Se for demonstrado que Bashar al-Assad foi o responsável pelo ataque a civis com substâncias químicas, “isso não só seria um golpe contra os EUA, mas também contra a Rússia e, pessoalmente, contra Putin”, opinou Andrei Kortunov, diretor do CAIR. “O apoio da Rússia a Assad não é incondicional, mas depois do ataque de Trump lhe seria muito mais difícil abandonar o líder sírio porque no mundo árabe, em países como Turquia e Irã e no interior da Rússia isso seria interpretado como se o Kremlin tivesse cedido às pressões dos EUA”, avaliou o especialista. Abandonar Assad “teria sido mais fácil antes do ataque de Trump, mas se Assad for o responsável pelo ataque com armas químicas, Putin não esquecerá que Assad o colocou nessa situação e tirará suas conclusões, embora não vá fazer isso agora nem no contexto das relações russo-norte-americanas”, afirmou Kortunov.

A Rússia não deseja que se repita na Síria uma situação semelhante à do Iraque ou Líbia. “Os EUA e a Rússia têm interesses que se sobrepõem e conflitantes no Oriente Médio”, assinala o informe, segundo o resumo difundido na segunda-feira. “A Rússia está preocupada em primeiro lugar com a segurança na região e não quer que a desestabilização no Oriente Médio chegue a suas próprias fronteiras, por exemplo, na forma de terroristas”. A Rússia “nem tem os recursos nem tenta restabelecer o status que a URSS teve no passado na região. Ao contrário da Rússia, os EUA têm interesses mais multifacetados no Oriente Médio e um compromisso com a segurança de Israel que determina sua política em relação ao Irã”. Entre ambos os países há “grandes diferenças”. A intervenção russa está condicionada por sua “forte oposição à mudança de regime com o apoio dos EUA, e vê essa mudança de regime pelo mesmo prisma que as “revoluções coloridas” no espaço pós-soviético e também como uma fonte de futuro caos no Oriente Médio. A Rússia acredita que somente as eleições na Síria devem decidir o futuro do governo de Bashar al-Assad”. “Os EUA, por sua vez, acreditam que a Rússia apoiou o regime de Assad mediante bombardeios à oposição moderada e que na Síria não haverá paz nem unidade enquanto Assad estiver no poder.

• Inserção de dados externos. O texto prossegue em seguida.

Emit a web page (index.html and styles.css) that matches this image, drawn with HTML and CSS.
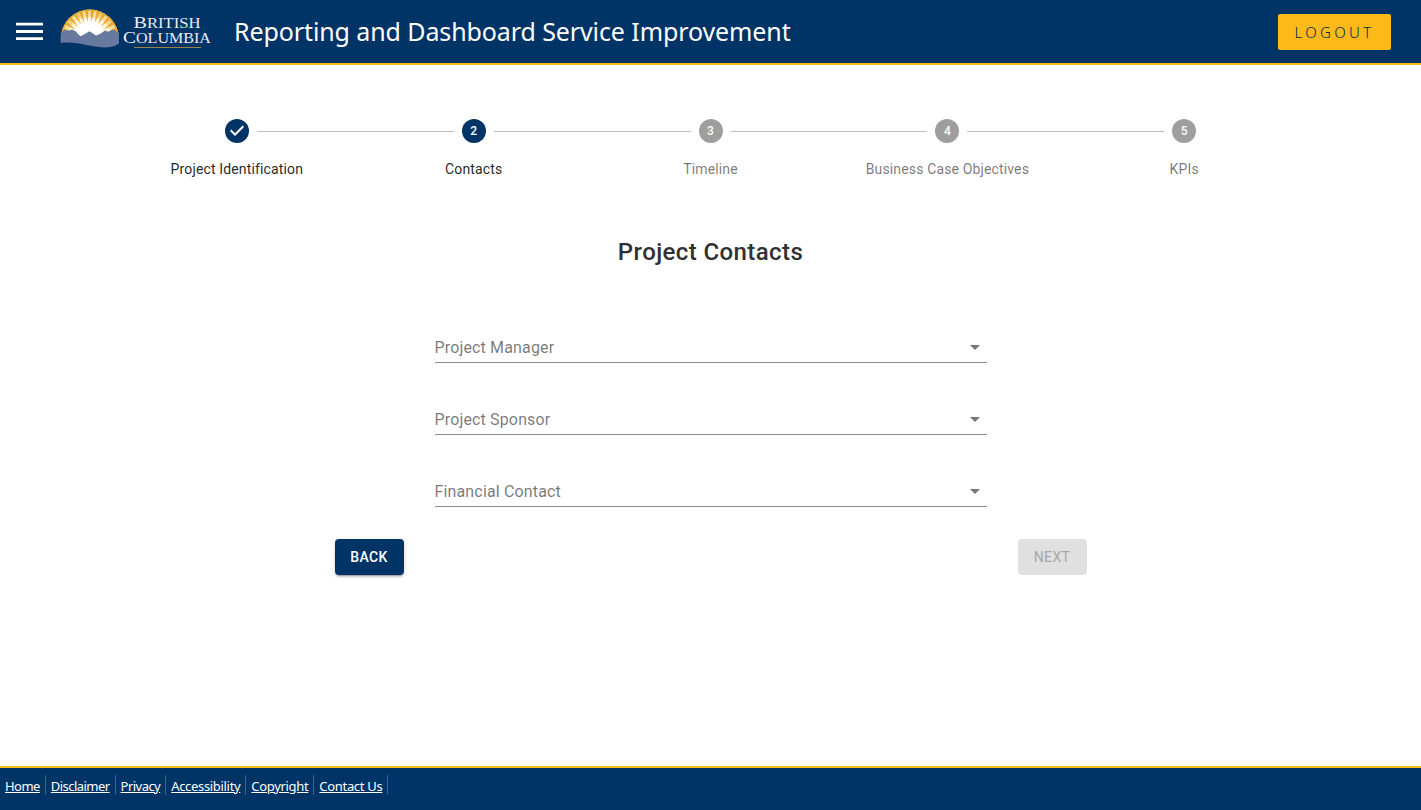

As declarações dos representantes oficiais russos têm flutuado, na realidade, entre três posições: que Assad não é responsável pelo ataque com armas químicas, que os responsáveis são os combatentes da oposição radical e também que não se sabe a origem e é preciso fazer uma ampla investigação internacional. No Conselho de Segurança, a Rússia encontra motivos para rejeitar as fórmulas de investigação internacional propostas e se mostra descontente com o trabalho da Organização para a Proibição das Armas Químicas, vinculada à ONU. Acusa o órgão de realizar um trabalho tendencioso e considera que a sua atividade tem de estender-se aos países vizinhos da Síria e aos grupos de oposição e radicais do Estado Islâmico. Moscou, que já vetou mais de meia dúzia de resoluções sobre a Síria no Conselho de Segurança da ONU, considerou inaceitável em 5 de abril um projeto de resolução apoiado pelos EUA, França e Reino Unido alegando que este tinha um caráter anti-sírio.